BAGRAM AIRFIELD, Afghanistan— An I-beam that was once a part of the World Trade Center now has a home in Afghanistan where the Sept. 11, 2001, terrorist attacks were first planned.
As a tribute to the beam’s arrival at Bagram Airfield, Afghanistan, troops at Bagram flew a CH-47 Chinook helicopter around the installation with the beam displayed hanging in a cargo net, March 31.
Soldiers from the 612th Quarter Master Detachment sling-loaded the beam along, with a U.S. flag to the aircraft, which was then piloted by aviation troops from Task Force Falcon. Several troops who were first responders to the attacks on the World Trade Center accompanied the TF Falcon troops on the half-hour flight.
The U.S. flag that flew with the beam, along with another displayed from the back hatch of the helicopter, will be given as a token of appreciation to the residents of Breezy Point, New York, who shipped the beam at a cost of approximately $5,000.
U.S Army Sgt.

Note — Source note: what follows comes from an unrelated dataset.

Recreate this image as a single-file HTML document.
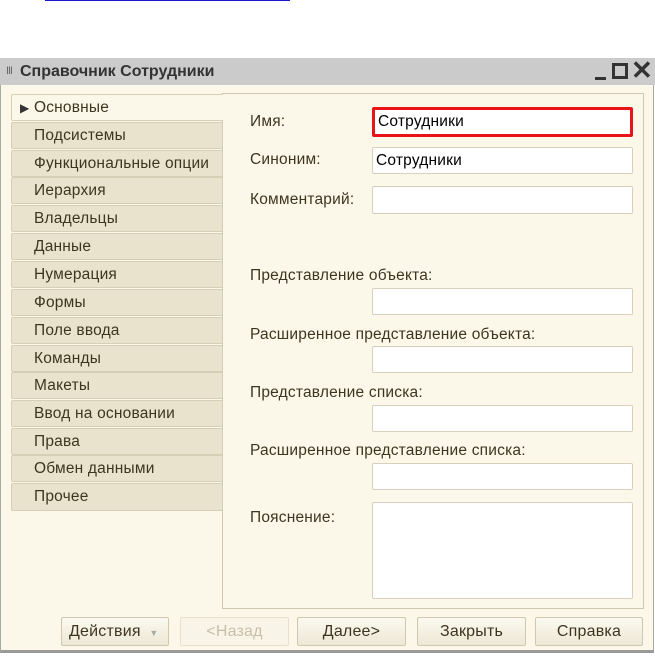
<!DOCTYPE html>
<html><head><meta charset="utf-8"><style>
*{margin:0;padding:0;box-sizing:border-box}
body{width:655px;height:657px;background:#fff;position:relative;overflow:hidden;font-family:"Liberation Sans",sans-serif;font-size:15.5px;letter-spacing:0.2px;color:#3d3520}
.a{position:absolute}
.win{left:0;top:58px;width:654px;height:595px;border:1px solid #a8a8a8;background:#fbf8ea;border-bottom:3px solid #9a9a9a}
.title{left:0;top:58px;width:655px;height:27px;background:#cbcbcb;color:#333;font-weight:bold;font-size:16px;letter-spacing:0;line-height:27px;padding-left:20px}
.tab{left:11px;width:212px;height:27px;background:#e9e3cd;border:1px solid #d6cfb6;border-radius:2px;padding-left:22px;line-height:25px;color:#3d3520}
.panel{left:222px;top:93px;width:422px;height:516px;border:1px solid #cfc8b0}
.inp{left:372px;width:261px;height:27px;background:#fff;border:1px solid #d6d0bc;border-radius:2px;line-height:25px;padding-left:3px;color:#000}
.lbl{left:250px}
.btn{top:617px;height:29px;border:1px solid #cfc8b0;border-radius:2px;background:linear-gradient(#fbf9ef,#ede8d6);text-align:center;line-height:27px;color:#3d3520;font-size:16px}
</style></head><body>
<div class="a" style="left:45px;top:0;width:245px;height:1px;background:#1a1acc"></div>
<div class="a win"></div>
<div class="a title"><span style="position:absolute;left:6px;top:0;font-weight:normal;font-size:10px;color:#666">Ⅲ</span>Справочник Сотрудники</div>
<div class="a" style="left:595px;top:77px;width:11px;height:3px;background:#333"></div>
<div class="a" style="left:612px;top:63px;width:16px;height:16px;border:3px solid #333"></div>
<div class="a" style="left:631px;top:55px;font-size:26px;font-weight:bold;color:#333;letter-spacing:0">✕</div>
<div class="a panel"></div>
<div class="a tab" style="top:94px;background:#fbf8ea;border-right-color:#fbf8ea;width:213px;padding-left:8px"><span style="font-size:12px;color:#333">▶</span> Основные</div>
<div class="a tab" style="top:122px">Подсистемы</div>
<div class="a tab" style="top:150px">Функциональные опции</div>
<div class="a tab" style="top:177px">Иерархия</div>
<div class="a tab" style="top:205px">Владельцы</div>
<div class="a tab" style="top:233px">Данные</div>
<div class="a tab" style="top:261px">Нумерация</div>
<div class="a tab" style="top:289px">Формы</div>
<div class="a tab" style="top:317px">Поле ввода</div>
<div class="a tab" style="top:345px">Команды</div>
<div class="a tab" style="top:372px">Макеты</div>
<div class="a tab" style="top:400px">Ввод на основании</div>
<div class="a tab" style="top:428px">Права</div>
<div class="a tab" style="top:455px">Обмен данными</div>
<div class="a tab" style="top:483px;height:28px">Прочее</div>
<div class="a lbl" style="top:113px">Имя:</div>
<div class="a inp" style="top:107px;height:30px;border:3px solid #e8141a;line-height:24px;width:261px">Сотрудники</div>
<div class="a lbl" style="top:151px">Синоним:</div>
<div class="a inp" style="top:147px">Сотрудники</div>
<div class="a lbl" style="top:191px">Комментарий:</div>
<div class="a inp" style="top:186px;height:28px"></div>
<div class="a lbl" style="top:267px">Представление объекта:</div>
<div class="a inp" style="top:288px"></div>
<div class="a lbl" style="top:326px">Расширенное представление объекта:</div>
<div class="a inp" style="top:346px"></div>
<div class="a lbl" style="top:384px">Представление списка:</div>
<div class="a inp" style="top:405px"></div>
<div class="a lbl" style="top:442px">Расширенное представление списка:</div>
<div class="a inp" style="top:463px"></div>
<div class="a lbl" style="top:509px">Пояснение:</div>
<div class="a inp" style="top:502px;height:97px"></div>
<div class="a btn" style="left:61px;width:108px;text-align:left;padding-left:7px">Действия <span style="color:#aaa;font-size:9px;margin-left:4px">▼</span></div>
<div class="a btn" style="left:180px;width:109px;color:#c8bfa8;border-color:#e6e0cc;background:#f8f5e8">&lt;Назад</div>
<div class="a btn" style="left:297px;width:109px">Далее&gt;</div>
<div class="a btn" style="left:417px;width:109px">Закрыть</div>
<div class="a btn" style="left:535px;width:108px">Справка</div>
</body></html>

Timothy Nast, a sling-load noncommissioned officer in charge in the 612th, said he was delighted to support the mission.
“When my chief brought it to my attention, I of course said, ‘yes, I’ll take the mission. It’s a part of history, and not just that—it lets all of us that are here remember what we’re here fighting for,” Nast said. “We will never forget 9/11, so it was an honor for me and my Soldiers to be part of this.”
Residents of Breezy Point, New York, donated the beam through an organization called ‘Sons and Daughters of America, Breezy Point.’ the City of New York had given a number of beams to the residents of Breezy Point after the Sept. 11, 2001, attacks that killed 29 residents from the small neighborhood in Queens.
After the residents erected a permanent monument facing Manhatten, Sons and Daughters of America donated the remaining three beams to the U.S. military. One is at the recently opened infantry museum at Fort Benning, Ga., and the other is aboard the aircraft carrier, U.S.S. Nimitz, along with U.S. Navy Petty Officer 3rd Class Brian Quinn Jr., whose father was instrumental in organizing Sons and Daughters of America.
The plan to send the third beam to Bagram was conceived around Memorial Day last year, but due to complications, the beam didn’t arrive in Bagram until March 12, said U.S. Army Maj. Stephen J. Ryan, a governance planner for Combined Joint Task Force-82 from Breezy Point.
Ryan, who responded to the attacks as an off-duty police officer and was activated for three months with the New York National Guard in recovery efforts, said the display of the third beam in Afghanistan is “a fitting tribute.”
“They felt it just as fitting to send at least one (beam) to Afghanistan where the war began, where the attack on 9/11 was conceived, planned and eventually carried out in the attack against the Pentagon, the World Trade Center, and the plane that went down in Shanksville, Pennsylvenia,” Ryan said.
U.S. Army Lt. Col. Jeff Cantor, team chief of the special issues team, Stability Operations, CJTF-82, who also assisted in the recovery efforts at the site of the World Trade Center Attacks, said he took the experience personally.
“To me it’s very important that I solute them for what they did on 9/11,” said Cantor, a resident of Marlboro, N.J. “And now I’m here (in Afghanistan) to show my support and hopefully we’ll have the unveiling right here and that piece of history will live on forever.”
Cantor said the beam will soon be put on display in front of the CJTF-82 command center in Bagram along with a stone engraving, also donated by the organization, dedicating the beam to the Armed Services of the United States and admonishing them never to forget the Sept. 11, 2001 attacks.
A ceremony for the beam’s arrival at the CJTF 82 command center is tentatively scheduled for the first half of April.
In accordance with the organizaton’s vision, the beam will remain at Bagram as long as U.S. troops are deployed to Afghanistan, Cantor said. After that, it will most likely end up in a museum at Fort Bragg, N.C., similar to the beam at Fort Benning.
“I think this is going to be very symbolic to show our response and how we responded to the attacks and how we’re helping the people of Afghanistan,” said U.S. Army Maj. Lisandro Murphy of Middle Village, New York, another Sept. 11, 2001, responder who now works as information operations planner with CJTF-82 future operations.
Ryan, who had been working with Sons and Daughters, said the date of the flight was not significant, but that it was long in coming.
“I just want, again, to thank the residents of Breezy Point, New York. I know they probably got impatient with me because this was a long time coming,” he said,. “It’s been more than a year since the time they envisioned this project… but it’s finally gotten to its destination.”